Cybersecurity and Future of Law Practice Blog
by Sharon D. Nelson Esq., President of Sensei Enterprises, Inc.

Mugshots.com’s Alleged Owners Charged with Extortion and Have Their Own Mugshots Online

May 29, 2018

After a holiday weekend, we need to ramp up slowly so here's a great tale of karma coming home to roost.

As reported by Naked Security, this is the story. On 2 September, 2013, a California resident, Jesse T., was arrested and booked into the Sonoma County Jail. Naturally, police took his mugshot and his fingerprints. He was released 12 days later without being charged for a crime.

He submitted a lot of job applications online, but got no response. A friend told him she found his mugshot online a year after his arrest – so he searched for himself on Google.

He found that his arrest information had been published to a site called Mugshots.com. The site listed his full name, address, gender, and the charge for which Jesse T. had been arrested. It did not say he hadn't been charged or convicted. Also on the site, he found a link to unpublisharrest.com. That led him to a phone number. When he called the 800 number, a man told him he'd need to pay $399 to have his mugshot taken down.

"That's illegal," said Jesse T. The man laughed and hung up. Jesse T. called a total of five times, but all he got was a recording. Then, he got a call from an unlisted number. He turned on his recorder and answered.

According to court documents, this is the transcript from that call, which Jesse T. presented to police (language warning):

Jessie T.: Hello?

Unknown male: This third time tell you f**king bitch we never answer your calls again you've been permanently published faggot bitch.

Jessie T.: Hey, I'd like my stuff removed."

Call ended.

The apparent business model: Mugshots.com publishes people's mugshots, without their knowledge or consent, and then it extorts them to remove the content. So . . . the site's founders were arrested for extortion and you can enjoy their mugshots if you click on the link above.

According to a 25-page affidavit, between January 2014 and January 2017, Mugshots.com extorted at least 5,703 people throughout the US, for a total of approximately $2.5 million. Extortion clearly pays pretty well.

California Attorney General Xavier Becerra announced that two of four alleged owners and operators of Mugshots.com – Sahar Sarid and Thomas Keesee – were arrested in south Florida on a recently issued California warrant, on charges of extortion, money laundering, and identity theft.

Beyond those two alleged extortionists, the warrant also mentions Kishore Bhavnanie and David Usdan. Bhavnanie has arraigned by a Pennsylvania state judge, with bail reportedly set at $1.86 million.
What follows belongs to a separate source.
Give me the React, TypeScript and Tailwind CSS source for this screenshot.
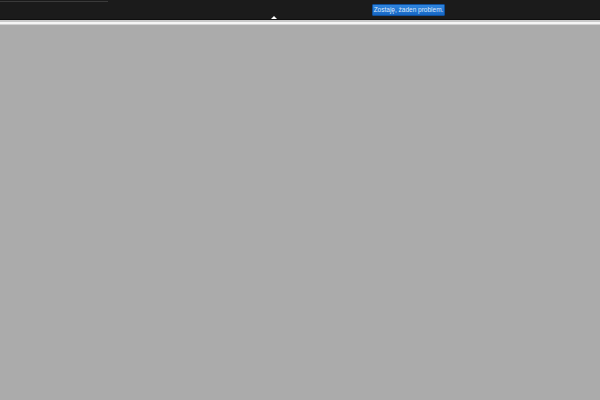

Usdan is also reportedly in custody, according to Tania Mercado, a spokeswoman for the California Attorney General's office.

According to Becerra's press release, Mugshots.com mines data from police and sheriffs' department websites to collect individuals' names, booking photos and charges. It then republishes the information online without the individuals' knowledge or consent. People who request removal go through what Jesse T. went through: they're routed to a secondary website called Unpublisharrest.com and charged a "de-publishing" fee to have the content removed.
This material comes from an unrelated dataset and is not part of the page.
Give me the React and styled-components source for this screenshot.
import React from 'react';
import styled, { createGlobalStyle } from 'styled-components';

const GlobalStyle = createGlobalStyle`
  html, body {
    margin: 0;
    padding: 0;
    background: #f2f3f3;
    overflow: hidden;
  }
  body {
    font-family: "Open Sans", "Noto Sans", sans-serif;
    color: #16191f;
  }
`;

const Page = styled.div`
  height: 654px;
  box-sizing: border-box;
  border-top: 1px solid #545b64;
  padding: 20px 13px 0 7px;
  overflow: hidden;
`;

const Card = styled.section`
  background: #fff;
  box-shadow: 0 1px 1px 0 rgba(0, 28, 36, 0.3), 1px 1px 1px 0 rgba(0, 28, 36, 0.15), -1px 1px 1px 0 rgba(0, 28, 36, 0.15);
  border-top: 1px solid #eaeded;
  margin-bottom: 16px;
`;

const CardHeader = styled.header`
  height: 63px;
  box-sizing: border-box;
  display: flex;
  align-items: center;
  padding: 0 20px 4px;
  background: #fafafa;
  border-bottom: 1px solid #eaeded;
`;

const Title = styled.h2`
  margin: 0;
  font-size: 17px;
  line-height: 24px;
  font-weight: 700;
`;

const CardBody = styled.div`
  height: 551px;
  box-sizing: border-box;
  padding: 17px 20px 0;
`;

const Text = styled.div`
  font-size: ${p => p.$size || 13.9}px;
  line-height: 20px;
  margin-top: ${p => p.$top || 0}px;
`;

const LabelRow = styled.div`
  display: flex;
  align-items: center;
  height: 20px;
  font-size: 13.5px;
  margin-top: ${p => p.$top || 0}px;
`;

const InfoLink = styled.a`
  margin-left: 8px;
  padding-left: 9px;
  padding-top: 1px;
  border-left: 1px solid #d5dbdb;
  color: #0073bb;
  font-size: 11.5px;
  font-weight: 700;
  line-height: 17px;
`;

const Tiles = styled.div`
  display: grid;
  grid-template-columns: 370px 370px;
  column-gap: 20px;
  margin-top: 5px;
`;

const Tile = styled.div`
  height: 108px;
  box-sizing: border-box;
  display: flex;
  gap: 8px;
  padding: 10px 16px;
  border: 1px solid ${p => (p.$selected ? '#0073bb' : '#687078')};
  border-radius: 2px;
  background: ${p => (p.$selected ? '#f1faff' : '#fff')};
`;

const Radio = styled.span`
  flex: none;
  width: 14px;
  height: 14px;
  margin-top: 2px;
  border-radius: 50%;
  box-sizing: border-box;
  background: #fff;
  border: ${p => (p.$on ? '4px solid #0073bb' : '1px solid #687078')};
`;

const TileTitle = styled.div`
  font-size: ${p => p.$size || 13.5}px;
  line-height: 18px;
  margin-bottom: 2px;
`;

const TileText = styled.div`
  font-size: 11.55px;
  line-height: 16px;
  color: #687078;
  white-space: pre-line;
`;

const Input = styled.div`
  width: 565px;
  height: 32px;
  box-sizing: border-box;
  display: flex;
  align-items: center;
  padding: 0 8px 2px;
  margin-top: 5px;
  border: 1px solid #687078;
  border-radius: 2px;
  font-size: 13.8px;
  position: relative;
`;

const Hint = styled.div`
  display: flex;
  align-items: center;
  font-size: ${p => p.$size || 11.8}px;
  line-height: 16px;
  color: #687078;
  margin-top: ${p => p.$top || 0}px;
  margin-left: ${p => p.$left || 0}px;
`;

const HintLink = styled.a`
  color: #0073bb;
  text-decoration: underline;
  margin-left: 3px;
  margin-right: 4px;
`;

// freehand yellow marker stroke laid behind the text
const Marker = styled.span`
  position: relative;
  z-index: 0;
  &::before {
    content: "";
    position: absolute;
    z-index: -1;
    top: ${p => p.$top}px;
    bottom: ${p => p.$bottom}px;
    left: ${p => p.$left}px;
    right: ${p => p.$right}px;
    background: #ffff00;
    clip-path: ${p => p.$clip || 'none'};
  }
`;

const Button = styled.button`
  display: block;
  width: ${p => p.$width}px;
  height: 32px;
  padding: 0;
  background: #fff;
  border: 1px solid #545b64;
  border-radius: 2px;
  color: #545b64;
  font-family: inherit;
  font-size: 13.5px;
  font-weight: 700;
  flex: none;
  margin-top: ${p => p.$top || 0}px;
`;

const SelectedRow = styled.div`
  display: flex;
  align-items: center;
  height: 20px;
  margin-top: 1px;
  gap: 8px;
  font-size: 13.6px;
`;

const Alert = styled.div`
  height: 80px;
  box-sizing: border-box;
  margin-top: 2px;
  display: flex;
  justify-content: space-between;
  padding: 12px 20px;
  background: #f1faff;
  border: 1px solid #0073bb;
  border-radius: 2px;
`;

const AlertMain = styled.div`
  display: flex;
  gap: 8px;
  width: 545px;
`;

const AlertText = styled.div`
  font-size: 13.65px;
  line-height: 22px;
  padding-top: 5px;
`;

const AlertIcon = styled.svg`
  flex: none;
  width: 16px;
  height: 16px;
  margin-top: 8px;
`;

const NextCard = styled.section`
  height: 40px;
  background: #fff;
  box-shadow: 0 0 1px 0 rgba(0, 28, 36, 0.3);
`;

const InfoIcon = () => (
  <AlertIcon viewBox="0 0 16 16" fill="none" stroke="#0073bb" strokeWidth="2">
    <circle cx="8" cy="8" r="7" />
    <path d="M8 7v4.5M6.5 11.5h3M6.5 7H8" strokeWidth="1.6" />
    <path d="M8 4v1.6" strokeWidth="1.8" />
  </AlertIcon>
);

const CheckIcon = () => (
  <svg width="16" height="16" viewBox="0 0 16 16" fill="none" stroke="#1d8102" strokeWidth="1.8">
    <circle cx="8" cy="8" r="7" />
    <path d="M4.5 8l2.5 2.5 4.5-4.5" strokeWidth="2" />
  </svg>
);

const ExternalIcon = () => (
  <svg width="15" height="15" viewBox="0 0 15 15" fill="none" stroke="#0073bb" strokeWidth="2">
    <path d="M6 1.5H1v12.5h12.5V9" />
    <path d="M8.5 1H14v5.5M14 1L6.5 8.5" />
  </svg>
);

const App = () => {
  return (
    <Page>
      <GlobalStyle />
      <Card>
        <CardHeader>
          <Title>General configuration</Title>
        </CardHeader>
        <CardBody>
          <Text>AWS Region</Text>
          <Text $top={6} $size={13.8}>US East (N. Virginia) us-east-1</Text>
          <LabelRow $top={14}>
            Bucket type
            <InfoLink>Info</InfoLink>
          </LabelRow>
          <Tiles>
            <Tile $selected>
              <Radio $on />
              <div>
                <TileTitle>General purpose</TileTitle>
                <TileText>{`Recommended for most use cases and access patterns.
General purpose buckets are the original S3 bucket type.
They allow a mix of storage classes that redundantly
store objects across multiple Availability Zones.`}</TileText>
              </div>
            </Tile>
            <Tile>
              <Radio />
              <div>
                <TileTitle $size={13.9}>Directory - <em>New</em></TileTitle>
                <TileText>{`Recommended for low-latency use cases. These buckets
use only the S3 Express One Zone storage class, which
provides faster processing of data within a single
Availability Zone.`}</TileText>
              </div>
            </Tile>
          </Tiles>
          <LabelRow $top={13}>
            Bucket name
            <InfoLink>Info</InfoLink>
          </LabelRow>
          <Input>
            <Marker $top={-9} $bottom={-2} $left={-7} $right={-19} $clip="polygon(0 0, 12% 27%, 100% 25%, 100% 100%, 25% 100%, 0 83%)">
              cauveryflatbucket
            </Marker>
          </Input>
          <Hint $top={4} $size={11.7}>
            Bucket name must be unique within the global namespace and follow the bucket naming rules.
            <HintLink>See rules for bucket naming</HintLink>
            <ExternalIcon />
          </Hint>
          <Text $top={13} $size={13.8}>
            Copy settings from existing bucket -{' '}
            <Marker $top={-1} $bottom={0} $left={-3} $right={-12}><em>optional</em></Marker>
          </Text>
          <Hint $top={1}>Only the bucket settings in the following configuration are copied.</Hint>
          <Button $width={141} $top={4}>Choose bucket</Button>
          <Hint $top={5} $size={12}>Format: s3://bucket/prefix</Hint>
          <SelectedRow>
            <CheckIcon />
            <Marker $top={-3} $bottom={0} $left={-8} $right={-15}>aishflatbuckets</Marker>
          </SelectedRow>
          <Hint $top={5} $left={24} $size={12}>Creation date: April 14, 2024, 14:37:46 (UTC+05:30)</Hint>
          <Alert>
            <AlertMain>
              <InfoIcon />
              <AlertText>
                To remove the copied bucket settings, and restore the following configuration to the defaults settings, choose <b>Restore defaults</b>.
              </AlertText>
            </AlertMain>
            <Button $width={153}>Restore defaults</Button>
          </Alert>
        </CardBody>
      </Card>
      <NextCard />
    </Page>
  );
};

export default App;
The criminal record information stays up until individuals pay even if the charges were dropped.

From the release:

"Those subjects who cannot pay the fee may subsequently be denied housing, employment, or other opportunities because their booking photo is readily available on the internet."

Read the post to learn of some of the dreadful individual stories of the victims.

I am delighted to see that all of this site's owners will likely have their mugshots online forever – just deserts indeed.